I know that this fish was caught on Saturday morning …in the sea one village over …in a net. It was a little silvery, sleek fish with a rare, greenish-black eye …sharp gills …smooth scales. The men who caught it eat ”jamon and queso” for lunch washed down with Estola that they drink straight from the bottle. They have rough, big hands from hard work …faces that are sunburned. They are men with full heads of hair streaked gray. They smile and flirt with the women …keep their hands to themselves, but tell other stories, perhaps, when they’re standing around with each other and have had a few too many. On Sundays, they go to church, but not before they’ve eaten churros and hot chocolate with their kids at a café on the street. They drink brandy with their morning coffee and smoke cigarettes before they sail off. Sometimes, they drown and don’t come back. Most come back and go home to their wives and children…read the newspapers …eat good food …watch the football match. Their stories are the story of how I came by my little fish.

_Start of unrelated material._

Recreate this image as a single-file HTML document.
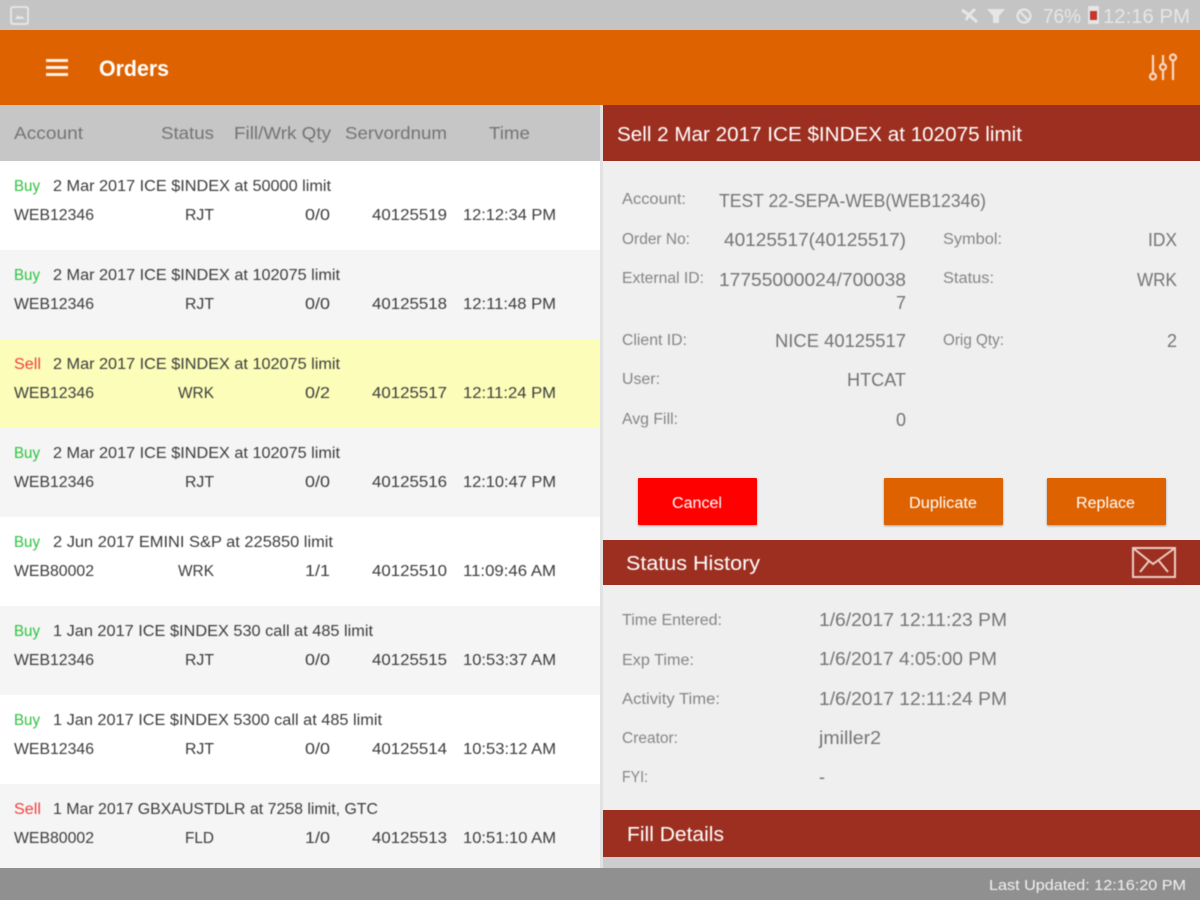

Some people give far too much thought about the acquisition of fish, perhaps. On the other hand, those guys, Msr. Simmel included, had their armchair points as the servants lit their fires in their libraries in the dimness of late winter afternoons and pondered over books about the world without really having experienced travel to much of it. I’ve left that world behind, too, although I miss the debate of it sometimes.
My day worked out in the end. I’ve had a Happy Spring Festival!!! I’ve cleaned and eaten my holiday “fish” in the Year of the “Dog.” I’m as happy as the “cat” that swallowed the “canary.” Chun Jie Kwai Le!!!!
Now a nap …a walk by the side of the sea …a lovely, quiet Sunday afternoon in Spain.